Bir de rahatsiz olduğum şey fakir güzellemesi. Bir tane Marya Pavlovna diye kadın var söyle diyor "Ahçı kadınlarla, arabacılarla birlikteyken eğleniyordum, oysa bizim beyfendilerle hanımefendilerin yanında canım sıkılıyordu."
Dostum ne? Bu kadın zengin bayağı ha canımın canı sıkılmış gitmis devrimcilerle birlikte olup kürek cezasına çarptırılmış. Evet zengin ve ceza çekiyor hayretler içerisinde kalmadım desem yalan olur.
Alıntılar.
Kendine inanmaktan vazgeçmiş başkalarına inanmaya başlamıştı çünkü kendini inanarak yaşamak çok zordu.

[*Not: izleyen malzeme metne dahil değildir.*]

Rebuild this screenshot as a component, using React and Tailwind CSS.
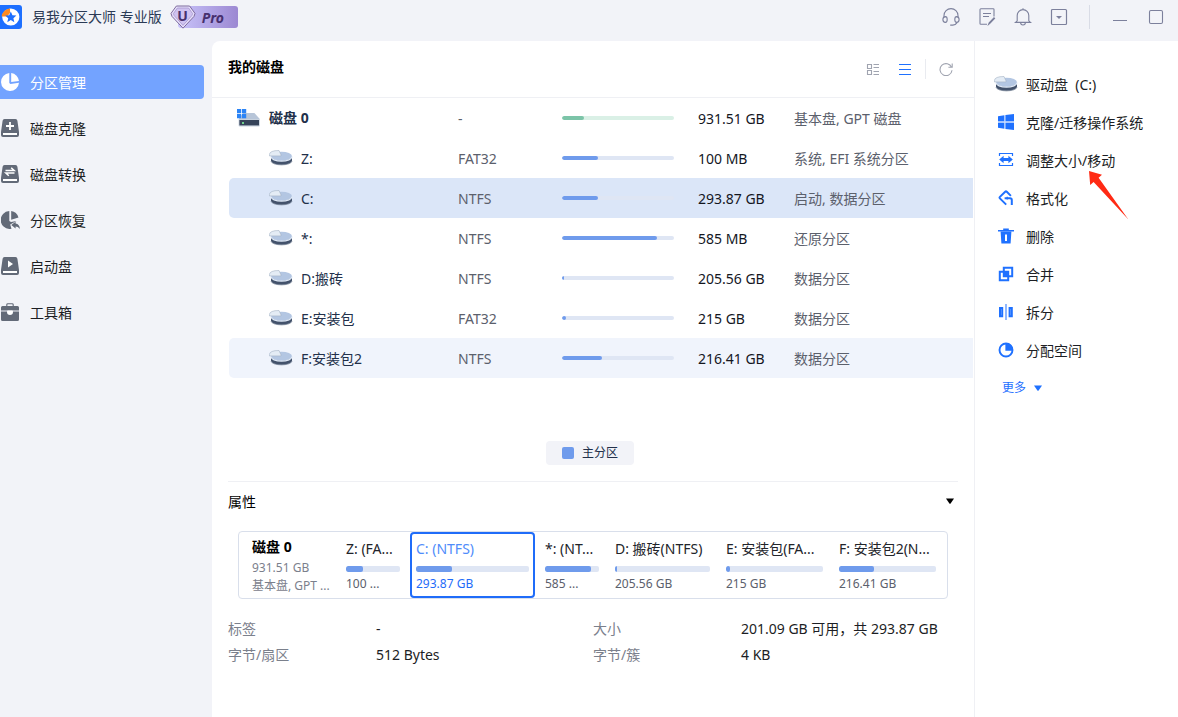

Herkes onu rahat bırakmasını istiyordu. Oysa herkes inadına yapar gibi yapıştıkça yapışıyordu kendisine.
Insanlar hakkımda ne isterlerse düşünsünler, onları aldatabilirim ama kendimi aldatmayacağım.
Korkunç bir şey! Burada acımasızlığın mı, yoksa saçmalığın mı daha ağır bastığını bilemiyorsun. Ama galiba her iksi de en son başarısına ulaşmış bulunuyor.
Her insan, bir işi yapabilmek için bu işin iyi ve önemli bir iş olduğunu kabul etmek zorundadır.
İnsan sanki inadına yapar gibi gider, hep yaralı yerini çarpar, bunun tek nedeni ise çarptığını ancak yaralı yerini vurunca fark etmesidir.
+Herhalde on yıl geçmiş aradan
-yıllar değil, bu hayat geçti.
İnandığını sanihordu ama yine de bütün varlığıyla biliyordu ki, onun bu inancı "olması gerekenden" bambaşka bir şeydi.
Kötü bir davranış yalnızca başka kötü davranışların yolunu düzler, kötü düşünceler ise karşı konulamayacak şekilde bu yolda yürümeye çağırır.
Hayat, yapmak zorunda olduklarımızı yapmamızdan başka bir şeyi gerektirmez.
İnsanın önemli özelliği olan birbirini sevme ve birbirini acıma duygusundan yoksun insanlar görmek korkunç bir şey.
Tüm insanlar kısmen kendi düşüncelerine, kısmen de başkalarının düşüncelerine uygun olarak yaşarlar ve hareket ederler.
Kendi kendinin efendisi olursan efendilere gerek kalmaz.